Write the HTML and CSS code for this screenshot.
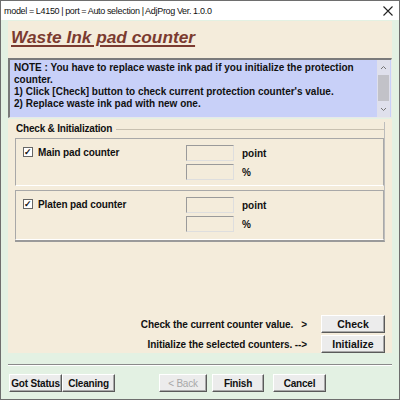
FILE: index.html
```html
<!DOCTYPE html>
<html>
<head>
<meta charset="utf-8">
<link rel="stylesheet" href="styles.css">
</head>
<body>
<div class="window">
  <div class="titlebar">
    <span class="title">model = L4150 | port = Auto selection | AdjProg Ver. 1.0.0</span>
    <svg class="close" width="10" height="10" viewBox="0 0 10 10"><path d="M0.5 0.5 L9.5 9.5 M9.5 0.5 L0.5 9.5" stroke="#222" stroke-width="1.1" fill="none"/></svg>
  </div>
  <div class="content">
    <div class="header"><span class="heading">Waste Ink pad counter</span></div>
    <div class="notice">
      <div class="notice-text">NOTE : You have to replace waste ink pad if you initialize the protection counter.<br>1) Click [Check] button to check current protection counter's value.<br>2) Replace waste ink pad with new one.</div>
      <div class="scrollbar">
        <svg width="13" height="10" viewBox="0 0 13 10"><path d="M4 6 L6.5 3.5 L9 6" stroke="#777" stroke-width="1" fill="none"/></svg>
        <div class="thumb"></div>
        <div class="track"></div>
        <svg width="13" height="10" viewBox="0 0 13 10"><path d="M4 4 L6.5 6.5 L9 4" stroke="#777" stroke-width="1" fill="none"/></svg>
      </div>
    </div>
    <div class="panel">
      <div class="group">
        <div class="group-label">Check &amp; Initialization</div>
        <div class="sub">
          <label class="chk"><span class="box">✓</span>Main pad counter</label>
          <div class="fields">
            <div class="field"><span class="input"></span><span class="unit">point</span></div>
            <div class="field"><span class="input"></span><span class="unit">%</span></div>
          </div>
        </div>
        <div class="sub">
          <label class="chk"><span class="box">✓</span>Platen pad counter</label>
          <div class="fields">
            <div class="field"><span class="input"></span><span class="unit">point</span></div>
            <div class="field"><span class="input"></span><span class="unit">%</span></div>
          </div>
        </div>
      </div>
      <div class="actions">
        <div class="action"><span>Check the current counter value.&nbsp;&nbsp;&nbsp;&gt;</span><button class="btn wide">Check</button></div>
        <div class="action"><span>Initialize the selected counters. --&gt;</span><button class="btn wide">Initialize</button></div>
      </div>
    </div>
    <div class="separator"></div>
    <div class="footer">
      <button class="btn">Got Status</button>
      <button class="btn">Cleaning</button>
      <button class="btn back" disabled>&lt; Back</button>
      <button class="btn finish">Finish</button>
      <button class="btn cancel">Cancel</button>
    </div>
  </div>
</div>
</body>
</html>
```
FILE: styles.css
```css
* { box-sizing: border-box; }
html, body { margin: 0; padding: 0; }
body {
  width: 400px;
  height: 400px;
  font-family: "Liberation Sans", Arial, sans-serif;
  font-size: 10px;
  color: #111;
}
.window {
  width: 400px;
  height: 400px;
  border: 1px solid #6e6e6e;
  background: #e3f1e3;
  display: flex;
  flex-direction: column;
}
.titlebar {
  height: 19px;
  background: #fff;
  display: flex;
  align-items: center;
  justify-content: space-between;
  padding: 0 6px 0 3px;
  font-size: 9px;
  color: #111;
}
.title { letter-spacing: -0.3px; word-spacing: -0.3px; }
.content {
  padding: 0 7px;
  display: flex;
  flex-direction: column;
}
.header {
  margin-top: 1px;
  height: 37px;
  background: #f4ecdb;
  padding: 6px 0 0 3px;
}
.heading {
  font-size: 17.3px;
  font-weight: bold;
  font-style: italic;
  color: #7b3b30;
  text-decoration: underline;
  text-decoration-thickness: 2px;
  text-underline-offset: 2px;
}
.notice {
  height: 60px;
  background: #c8d0f8;
  border-top: 2px solid #7a7a7a;
  border-left: 2px solid #7a7a7a;
  border-right: 1px solid #e8e8e8;
  border-bottom: 1px solid #e8e8e8;
  display: flex;
}
.notice-text {
  flex: 1;
  padding: 2px 4px;
  font-weight: bold;
  font-size: 10px;
  line-height: 12px;
  letter-spacing: 0;
}
.scrollbar {
  width: 13px;
  background: #dfe0ec;
  display: flex;
  flex-direction: column;
  align-items: center;
  padding: 3px 0;
  margin-right: 1px;
}
.thumb {
  width: 11px;
  height: 26px;
  margin: 2px 0 0;
  background: #c2c2c8;
}
.track { flex: 1; }
.panel {
  margin-top: 1px;
  height: 234px;
  background: #f4ecdb;
  padding: 3px 7px 0 7px;
  display: flex;
  flex-direction: column;
}
.group {
  border-bottom: 2px solid #9a9a9a;
  border-right: 1px solid #bcbcbc;
}
.group-label {
  font-weight: bold;
  height: 14px;
  line-height: 14px;
  display: flex;
  align-items: center;
  padding-left: 1px;
  letter-spacing: -0.2px;
}
.group-label::after {
  content: "";
  flex: 1;
  height: 1px;
  background: #c8c0b0;
  margin-left: 4px;
}
.sub {
  margin-top: 2px;
  height: 48px;
  border: 1px solid #a8a8a8;
  border-bottom-color: #fff;
  display: flex;
  padding: 6px 0 0 7px;
}
.sub + .sub { margin-top: 4px; height: 50px; }
.chk {
  width: 163px;
  display: flex;
  align-items: flex-start;
  font-weight: bold;
  font-size: 10px;
  padding-top: 2px;
  letter-spacing: -0.1px;
}
.box {
  width: 10px;
  height: 10px;
  border: 1px solid #666;
  background: #fff;
  font-size: 9px;
  line-height: 8px;
  text-align: center;
  margin-right: 5px;
  font-weight: bold;
}
.fields {
  display: flex;
  flex-direction: column;
  gap: 3px;
}
.field {
  display: flex;
  align-items: center;
  height: 16px;
}
.input {
  width: 48px;
  height: 16px;
  border-top: 1px solid #9a9a9a;
  border-left: 1px solid #9a9a9a;
  border-right: 1px solid #dedede;
  border-bottom: 1px solid #dedede;
  background: #f4ecdb;
  margin-right: 8px;
}
.unit { font-weight: bold; }
.actions {
  margin-top: auto;
  display: flex;
  flex-direction: column;
  gap: 2px;
}
.action {
  display: flex;
  justify-content: flex-end;
  align-items: center;
  font-weight: bold;
  letter-spacing: -0.1px;
}
.action span { margin-right: 14px; }
.btn {
  font-family: "Liberation Sans", Arial, sans-serif;
  font-size: 10.5px;
  font-weight: bold;
  color: #111;
  height: 18px;
  padding: 0;
  white-space: nowrap;
  background: #ececec;
  border: 1px solid #fff;
  border-right-color: #5a5a5a;
  border-bottom-color: #5a5a5a;
  box-shadow: inset -1px -1px 0 #a8a8a8;
  width: 53px;
}
.footer .btn { font-size: 10px; letter-spacing: -0.2px; }
.btn.wide { width: 64px; }
.separator {
  margin-top: 11px;
  height: 2px;
  border-top: 1px solid #8a8a8a;
  border-bottom: 1px solid #fff;
}
.footer {
  margin-top: 8px;
  display: flex;
  padding-left: 1px;
}
.footer .btn.back {
  margin-left: 44px;
  width: 48px;
  color: #a8a8a8;
  font-weight: normal;
}
.btn.finish { margin-left: 5px; width: 52px; }
.btn.cancel { margin-left: 9px; }
```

|---|

Given problem
Repeat the listing above exactly, with no pictures.

Solved exercise
Write the HTML and CSS code for this screenshot.
FILE: index.html
```html
<!DOCTYPE html>
<html>
<head>
<meta charset="utf-8">
<link rel="stylesheet" href="styles.css">
</head>
<body>
<div class="window">
  <div class="titlebar">
    <span class="title">model = L4150 | port = Auto selection | AdjProg Ver. 1.0.0</span>
    <svg class="close" width="10" height="10" viewBox="0 0 10 10"><path d="M0.5 0.5 L9.5 9.5 M9.5 0.5 L0.5 9.5" stroke="#222" stroke-width="1.1" fill="none"/></svg>
  </div>
  <div class="content">
    <div class="header"><span class="heading">Waste Ink pad counter</span></div>
    <div class="notice">
      <div class="notice-text">NOTE : You have to replace waste ink pad if you initialize the protection counter.<br>1) Click [Check] button to check current protection counter's value.<br>2) Replace waste ink pad with new one.</div>
      <div class="scrollbar">
        <svg width="13" height="10" viewBox="0 0 13 10"><path d="M4 6 L6.5 3.5 L9 6" stroke="#777" stroke-width="1" fill="none"/></svg>
        <div class="thumb"></div>
        <div class="track"></div>
        <svg width="13" height="10" viewBox="0 0 13 10"><path d="M4 4 L6.5 6.5 L9 4" stroke="#777" stroke-width="1" fill="none"/></svg>
      </div>
    </div>
    <div class="panel">
      <div class="group">
        <div class="group-label">Check &amp; Initialization</div>
        <div class="sub">
          <label class="chk"><span class="box">✓</span>Main pad counter</label>
          <div class="fields">
            <div class="field"><span class="input"></span><span class="unit">point</span></div>
            <div class="field"><span class="input"></span><span class="unit">%</span></div>
          </div>
        </div>
        <div class="sub">
          <label class="chk"><span class="box">✓</span>Platen pad counter</label>
          <div class="fields">
            <div class="field"><span class="input"></span><span class="unit">point</span></div>
            <div class="field"><span class="input"></span><span class="unit">%</span></div>
          </div>
        </div>
      </div>
      <div class="actions">
        <div class="action"><span>Check the current counter value.&nbsp;&nbsp;&nbsp;&gt;</span><button class="btn wide">Check</button></div>
        <div class="action"><span>Initialize the selected counters. --&gt;</span><button class="btn wide">Initialize</button></div>
      </div>
    </div>
    <div class="separator"></div>
    <div class="footer">
      <button class="btn">Got Status</button>
      <button class="btn">Cleaning</button>
      <button class="btn back" disabled>&lt; Back</button>
      <button class="btn finish">Finish</button>
      <button class="btn cancel">Cancel</button>
    </div>
  </div>
</div>
</body>
</html>
```
FILE: styles.css
```css
* { box-sizing: border-box; }
html, body { margin: 0; padding: 0; }
body {
  width: 400px;
  height: 400px;
  font-family: "Liberation Sans", Arial, sans-serif;
  font-size: 10px;
  color: #111;
}
.window {
  width: 400px;
  height: 400px;
  border: 1px solid #6e6e6e;
  background: #e3f1e3;
  display: flex;
  flex-direction: column;
}
.titlebar {
  height: 19px;
  background: #fff;
  display: flex;
  align-items: center;
  justify-content: space-between;
  padding: 0 6px 0 3px;
  font-size: 9px;
  color: #111;
}
.title { letter-spacing: -0.3px; word-spacing: -0.3px; }
.content {
  padding: 0 7px;
  display: flex;
  flex-direction: column;
}
.header {
  margin-top: 1px;
  height: 37px;
  background: #f4ecdb;
  padding: 6px 0 0 3px;
}
.heading {
  font-size: 17.3px;
  font-weight: bold;
  font-style: italic;
  color: #7b3b30;
  text-decoration: underline;
  text-decoration-thickness: 2px;
  text-underline-offset: 2px;
}
.notice {
  height: 60px;
  background: #c8d0f8;
  border-top: 2px solid #7a7a7a;
  border-left: 2px solid #7a7a7a;
  border-right: 1px solid #e8e8e8;
  border-bottom: 1px solid #e8e8e8;
  display: flex;
}
.notice-text {
  flex: 1;
  padding: 2px 4px;
  font-weight: bold;
  font-size: 10px;
  line-height: 12px;
  letter-spacing: 0;
}
.scrollbar {
  width: 13px;
  background: #dfe0ec;
  display: flex;
  flex-direction: column;
  align-items: center;
  padding: 3px 0;
  margin-right: 1px;
}
.thumb {
  width: 11px;
  height: 26px;
  margin: 2px 0 0;
  background: #c2c2c8;
}
.track { flex: 1; }
.panel {
  margin-top: 1px;
  height: 234px;
  background: #f4ecdb;
  padding: 3px 7px 0 7px;
  display: flex;
  flex-direction: column;
}
.group {
  border-bottom: 2px solid #9a9a9a;
  border-right: 1px solid #bcbcbc;
}
.group-label {
  font-weight: bold;
  height: 14px;
  line-height: 14px;
  display: flex;
  align-items: center;
  padding-left: 1px;
  letter-spacing: -0.2px;
}
.group-label::after {
  content: "";
  flex: 1;
  height: 1px;
  background: #c8c0b0;
  margin-left: 4px;
}
.sub {
  margin-top: 2px;
  height: 48px;
  border: 1px solid #a8a8a8;
  border-bottom-color: #fff;
  display: flex;
  padding: 6px 0 0 7px;
}
.sub + .sub { margin-top: 4px; height: 50px; }
.chk {
  width: 163px;
  display: flex;
  align-items: flex-start;
  font-weight: bold;
  font-size: 10px;
  padding-top: 2px;
  letter-spacing: -0.1px;
}
.box {
  width: 10px;
  height: 10px;
  border: 1px solid #666;
  background: #fff;
  font-size: 9px;
  line-height: 8px;
  text-align: center;
  margin-right: 5px;
  font-weight: bold;
}
.fields {
  display: flex;
  flex-direction: column;
  gap: 3px;
}
.field {
  display: flex;
  align-items: center;
  height: 16px;
}
.input {
  width: 48px;
  height: 16px;
  border-top: 1px solid #9a9a9a;
  border-left: 1px solid #9a9a9a;
  border-right: 1px solid #dedede;
  border-bottom: 1px solid #dedede;
  background: #f4ecdb;
  margin-right: 8px;
}
.unit { font-weight: bold; }
.actions {
  margin-top: auto;
  display: flex;
  flex-direction: column;
  gap: 2px;
}
.action {
  display: flex;
  justify-content: flex-end;
  align-items: center;
  font-weight: bold;
  letter-spacing: -0.1px;
}
.action span { margin-right: 14px; }
.btn {
  font-family: "Liberation Sans", Arial, sans-serif;
  font-size: 10.5px;
  font-weight: bold;
  color: #111;
  height: 18px;
  padding: 0;
  white-space: nowrap;
  background: #ececec;
  border: 1px solid #fff;
  border-right-color: #5a5a5a;
  border-bottom-color: #5a5a5a;
  box-shadow: inset -1px -1px 0 #a8a8a8;
  width: 53px;
}
.footer .btn { font-size: 10px; letter-spacing: -0.2px; }
.btn.wide { width: 64px; }
.separator {
  margin-top: 11px;
  height: 2px;
  border-top: 1px solid #8a8a8a;
  border-bottom: 1px solid #fff;
}
.footer {
  margin-top: 8px;
  display: flex;
  padding-left: 1px;
}
.footer .btn.back {
  margin-left: 44px;
  width: 48px;
  color: #a8a8a8;
  font-weight: normal;
}
.btn.finish { margin-left: 5px; width: 52px; }
.btn.cancel { margin-left: 9px; }
```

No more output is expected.